Who, What, Why? Starting off on the right foot
Humans have been speaking for millennia but still struggle to communicate. Nothing can ever be described as perfectly as it is imagined. Motives and intentions are slippery. Assumptions run rampant.
This is very evident in software projects. Whenever I’m brought into one, I like to get all stakeholders in a room (or a zoom) and ask them three questions:
- Who is involved in this project?
- What are we trying to do?
- Why is it being done?
How these questions are answered determines whether a project can proceed immediately or not. Weak answers quickly reveal fragilities that could jeopardize the project if left unchecked.
Unclear on Who
Even small projects can have long and complicated chains of responsibility.
I once saw a two-person team coding a feature with half a dozen Product Owners involved and no true owner. That’s an extreme example, but even in less severe cases work can grind to a halt very easily with unclear identities and assignments.
At the very least, it’s useful to remind everyone about who everyone else is and what they’re doing there, especially in larger enterprise projects across business units.
Unclear on What
It’s rare to meet a team that doesn’t know what they’re expected to deliver, but I wish I could say it never happens.
Sometimes an outsourced team’s contract runs out and a new one is brought in by someone who sees “tech people” as interchangeable peons. Poor documentation and rushed handovers force the incoming team to start on the back foot.
C-Levels might read Gartner and decide to expedite hot technology vendors through procurement to get cred for being innovators, tasking subordinates with vague goals of applying it where appropriate. Or they might strike deals over golf for reasons unrelated to practical considerations.
A more common version of this is when stakeholders discover they have different interpretations of the goals.

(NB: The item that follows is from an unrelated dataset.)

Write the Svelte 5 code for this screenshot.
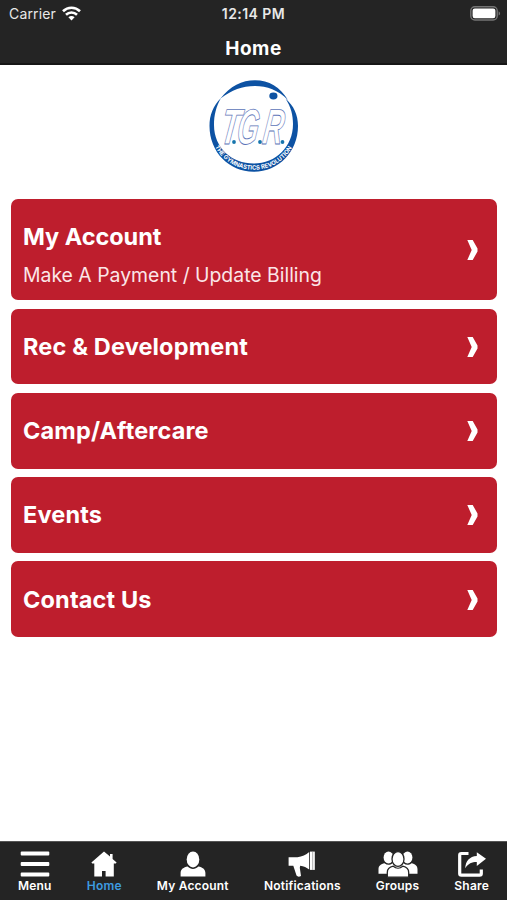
<script>
	const cards = [
		{ title: 'My Account', subtitle: 'Make A Payment / Update Billing' },
		{ title: 'Rec & Development' },
		{ title: 'Camp/Aftercare' },
		{ title: 'Events' },
		{ title: 'Contact Us' }
	];

	const tabs = [
		{ name: 'Menu', icon: 'menu', width: 30 },
		{ name: 'Home', icon: 'home', width: 26 },
		{ name: 'My Account', icon: 'user', width: 26 },
		{ name: 'Notifications', icon: 'megaphone', width: 28 },
		{ name: 'Groups', icon: 'group', width: 40 },
		{ name: 'Share', icon: 'share', width: 30 }
	];

	let active = $state('Home');
</script>

<div class="app">
	<header>
		<div class="status">
			<div class="carrier">
				<span>Carrier</span>
				<svg width="19" height="15" viewBox="0 0 19 15" fill="none" stroke="#fff" stroke-width="2.6">
					<path d="M1 5.3C5.8.6 13.2.6 18 5.3" />
					<path d="M4 8.7c3.1-3 7.9-3 11 0" />
					<path d="M9.5 14.5 6.4 11.3c1.7-1.6 4.5-1.6 6.2 0z" fill="#fff" stroke="none" />
				</svg>
			</div>
			<span class="time">12:14 PM</span>
			<svg class="battery" width="31" height="15" viewBox="0 0 31 15">
				<rect x=".8" y=".8" width="26.4" height="13.2" rx="4" fill="none" stroke="#747474" stroke-width="1.4" />
				<rect x="2.6" y="2.6" width="22.8" height="9.6" rx="2.2" fill="#fff" />
				<path d="M28.6 5.2c2 .8 2 3.6 0 4.4z" fill="#747474" />
			</svg>
		</div>
		<h1>Home</h1>
	</header>

	<main>
		<svg class="logo" width="90" height="94" viewBox="0 0 90 94">
			<defs>
				<path id="rim" d="M5.5 67A44.3 44.3 0 0 0 84 67" />
			</defs>
			<g fill="#0d52a3">
				<!-- upper crescent -->
				<path d="M11.5 19.500C21 7 33 1.200 46 1.200 60 1.200 71 8 79 21 69 11 58 7 46 7 33 7 23 11 11.500 19.500z" />
				<!-- lower band, thickest under the initials -->
				<path d="M12 19C4 27 .5 36 .5 47c0 26 19.500 45.700 44.200 45.700S89 73 89 47C89 36 85 27 76.500 19.500 82 28 84 36 84 45c0 23-17.500 39.500-39.300 39.500S5 69 5 46C5 36 7 28 12 19z" />
				<ellipse cx="64.4" cy="17" rx="4.1" ry="3.4" />
			</g>
			<text class="rim"><textPath href="#rim" startOffset="1" textLength="93" lengthAdjust="spacingAndGlyphs">THE GYMNASTICS REVOLUTION</textPath></text>
			<g class="initials">
				<text transform="translate(10 65) skewX(-8) scale(.62 1)">T</text>
				<text transform="translate(26.500 65) skewX(-8) scale(.55 1)">G</text>
				<text transform="translate(52.500 65) skewX(-8) scale(.56 1)">R</text>
			</g>
			<g fill="#1675ad">
				<circle cx="25" cy="63" r="1.9" />
				<circle cx="51" cy="63" r="1.9" />
				<circle cx="73.5" cy="63" r="1.9" />
			</g>
		</svg>

		<div class="cards">
			{#each cards as card}
				<button class="card" class:tall={card.subtitle}>
					<span class="text">
						<strong>{card.title}</strong>
						{#if card.subtitle}
							<span class="subtitle">{card.subtitle}</span>
						{/if}
					</span>
					<svg width="11" height="20" viewBox="0 0 11 20">
						<path d="M.3 0h5.4L10.5 8.500v3L5.700 20H.3L4.700 10z" fill="#fff" />
					</svg>
				</button>
			{/each}
		</div>
	</main>

	<nav>
		{#each tabs as tab}
			<button class="tab" class:active={active === tab.name} onclick={() => (active = tab.name)}>
				<svg width={tab.width} height="28" viewBox="0 0 {tab.width} 28" fill="#fff">
					{#if tab.icon === 'menu'}
						<rect x=".7" y="1.6" width="28.6" height="4" rx="1" />
						<rect x=".7" y="12" width="28.6" height="4" rx="1" />
						<rect x=".7" y="22.5" width="28.6" height="4" rx="1" />
					{:else if tab.icon === 'home'}
						<path d="M13 1.500.4 12.500 1.200 13.500H3.300V26.500h7.700v-5.500h3.600v5.500H22.800V13.500h2l.8-1-4-3.400V4h-2.600v2.500z" />
					{:else if tab.icon === 'user'}
						<ellipse cx="13" cy="9.4" rx="6.3" ry="8" />
						<path d="M.6 26.5v-3.4c0-4 3-5.8 7-6.6 3.2 3.3 7.6 3.3 10.8 0 4 .8 7 2.6 7 6.6v3.4z" />
					{:else if tab.icon === 'megaphone'}
						<path d="M.6 7.200h8.900C14 6.700 18 4.700 21.200 2v17.500c-2.500-2-5.500-3.300-9-3.800l-.4 2 1.200 8.300q-3 1.500-4.500-.5L5.300 15.700H.6z" />
						<rect x="22" y="1.6" width="4.8" height="18.3" />
						<path d="M24.7 1.6v18.3" stroke="#888" stroke-width=".7" />
					{:else if tab.icon === 'group'}
						<ellipse cx="10.5" cy="7.5" rx="4.9" ry="6" />
						<ellipse cx="29.5" cy="7.5" rx="4.9" ry="6" />
						<path d="M.5 23.8v-4.6c0-3.7 2.500-5.300 6-6 2.500 2 5.500 2 8 0h11c2.500 2 5.500 2 8 0 3.500.7 6 2.300 6 6v4.600z" />
						<g stroke="#242424" stroke-width="1.3">
							<ellipse cx="20" cy="9" rx="6" ry="7.4" />
							<path d="M9.300 27.200v-4.700c0-4 2.500-5.600 6-6.300 2.800 2.600 6.600 2.600 9.400 0 3.500.7 6 2.300 6 6.300v4.700z" />
						</g>
					{:else}
						<path d="M11.500 3.500H4.400q-1.700 0-1.700 1.700v18.200q0 1.700 1.700 1.700h18.200q1.700 0 1.700-1.700V19.500" fill="none" stroke="#fff" stroke-width="3.2" />
						<path d="M19.800 2.200 29 8.700l-9.200 7.300V12.100c-5 0-8.500 1.500-11.600 6.200C8.600 11 12.600 6.500 19.800 6z" />
					{/if}
				</svg>
				<span>{tab.name}</span>
			</button>
		{/each}
	</nav>
</div>

<style>
	:global(body) {
		margin: 0;
		background: #fff;
	}

	.app {
		display: flex;
		flex-direction: column;
		height: 900px;
		font-family: Inter, Roboto, sans-serif;
		color: #fff;
	}

	header {
		box-sizing: border-box;
		height: 65px;
		background: #242424;
		border-bottom: 2px solid #161616;
	}

	.status {
		display: grid;
		grid-template-columns: 1fr auto 1fr;
		align-items: center;
		height: 27px;
		padding: 0 9px;
		color: #e8e8e8;
	}

	.carrier {
		display: flex;
		align-items: center;
		gap: 6px;
		font-size: 14px;
		letter-spacing: 0.15px;
	}

	.time {
		font-size: 14px;
		font-weight: 600;
		letter-spacing: 0.45px;
	}

	.battery {
		justify-self: end;
		margin-right: -3px;
	}

	h1 {
		margin: 0;
		text-align: center;
		font-size: 19px;
		line-height: 44px;
		font-weight: 700;
		letter-spacing: 0.5px;
	}

	main {
		flex: 1;
		display: flex;
		flex-direction: column;
		align-items: center;
	}

	.logo {
		margin: 14px 0 25.5px;
	}

	.rim {
		fill: #fff;
		font-size: 6px;
		font-weight: 700;
	}

	.initials {
		fill: #fff;
		stroke: #5b73b8;
		stroke-width: 0.9;
		font-family: 'Liberation Sans', sans-serif;
		font-size: 50px;
		font-style: italic;
		font-weight: 700;
	}

	.cards {
		align-self: stretch;
		display: flex;
		flex-direction: column;
		gap: 8.5px;
		padding: 0 10px 0 11px;
	}

	button {
		border: 0;
		font-family: inherit;
		color: inherit;
	}

	.card {
		box-sizing: border-box;
		display: flex;
		align-items: center;
		justify-content: space-between;
		height: 75.8px;
		padding: 1px 19px 0 12px;
		border-radius: 7px;
		background: #be1e2d;
		text-align: left;
	}

	.tall {
		height: 101.5px;
	}

	.text {
		display: flex;
		flex-direction: column;
		gap: 10px;
	}

	.tall .text {
		padding-top: 11px;
	}

	strong {
		font-size: 23.5px;
		line-height: 30px;
		font-weight: 700;
		letter-spacing: 0.15px;
	}

	.tall strong {
		letter-spacing: -0.05px;
	}

	.subtitle {
		font-size: 19.4px;
		line-height: 26px;
		color: #fbe6e8;
	}

	nav {
		box-sizing: border-box;
		display: flex;
		justify-content: space-between;
		height: 59px;
		padding: 8px 18px 0;
		border-top: 1px solid #555;
		background: #242424;
	}

	.tab {
		display: flex;
		flex-direction: column;
		align-items: center;
		padding: 0;
		background: none;
		font-size: 12px;
		line-height: 15px;
		font-weight: 600;
		letter-spacing: 0.2px;
	}

	.tab svg {
		margin: 0 -4px;
	}

	.active {
		color: #3d9be0;
	}
</style>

Going over the goals of a project in front of everyone is a quick and simple way to see whether or not there’s alignment. If there’s not, work should be postponed until there is.
Unclear on Why
It’s common for teams to believe they know why their project exists, only to stall at the first follow-up question. “How will you know you’ve succeeded?” is a good one, and the answer should be a clear metric. Ideally, that metric should have a specific target. Example:
We’re revamping the tech stack of our marketing website so we can launch campaigns faster. If we succeed, we expect to see the time it takes to go from campaign kickoff to campaign launch to be slashed by half.
“Why?” can be asked a few more times, possibly unveiling new reasons and metrics:
We’re doing it because our developers have been swamped by requests from Marketing. Success could mean fewer support tickets too.
Knowing the drivers and the metrics of a project helps fill in any project’s tiny blanks more easily, as well as navigating and solving unexpected issues quicker. There’s no better time to go over them than when all the stakeholders are assembled.
General disagreement
People can and do arrive at kickoff meetings with different ideas and expectations. Communication is very hard to get right, as we know, and it gets harder the more humans are involved. Having everyone acknowledge each other’s positions is an easy way to quickly identify or rule out disagreement or conflict situations.
A word on Agile
Teams that follow Agile methodology might have an opportunity canvas at hand. That can be very helpful, but a canvas’ mere existence doesn’t guarantee its correctness. It’s still worthwhile to spend a few minutes going over the canvas and observing how stakeholders react to its components. Hopefully they all nod. If they don’t, better sort out differences and misunderstandings sooner rather than later.
In closing
Asking “Who, What, Why?” is a simple technique to use at project kick-offs to weed out serious issues. Communication is a big challenge for teams everywhere, and asking these three questions is a great way to facilitate better communication, foster alignment early, and kick things off on the right foot.